Besides wrong intent, I can also point out on a particular problem we have with this approach. Imagine I have recipe for lib A, which wants to use lib B with version 1.2.x. But, according to our approach, versions of lib B are in the form 1.2.3-r1 or 1.2.4-r2. None of these match 1.2.x mask. I would like to have a mask like 1.2.x-r, so I can have a latest revision (treated as pre-release version by semver) for any patch version within a given major and minor version. But this mask is not a valid semver range.

So, the questions:

  1. For current version of conan, how do I specify valid version range with the meaning of "1.2.x-r", so that it matches the latest revision for latest patch version?
  2. For future versions of conan, are you considering a "proper" way to specify revisions in a reference, that does not bring version into pre-release domain?
mmatrosov commented 6 years ago

@memsharded any ideas on the questions?..

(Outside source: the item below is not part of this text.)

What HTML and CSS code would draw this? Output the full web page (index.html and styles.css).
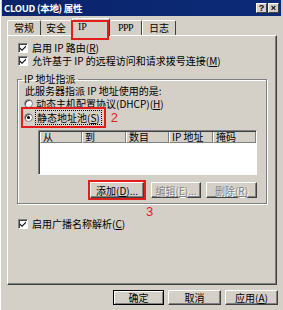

sztomi commented 6 years ago

Besides wrong intent, I can also point out on a particular problem we have with this approach. Imagine I have recipe for lib A, which wants to use lib B with version 1.2.x. But, according to our approach, versions of lib B are in the form 1.2.3-r1 or 1.2.4-r2. None of these match 1.2.x mask.

We have implemented revisions very similarly, only without the r before the revision number. We have a script that updates revisions in dependent packages recursively (because updating a revision changes its contents, so we up the revision all the way to leaf packages. This works very well in practice and avoids the need for version ranges. As a result, we completely avoid the issue you raise here: we always use exact versions-revisions everywhere. We'll probably never use ranges or aliases precisely because we want build reproducibility. I guess we could get away with collecting and storing the resolved version numbers at the time of build, but that detaches the information from version control.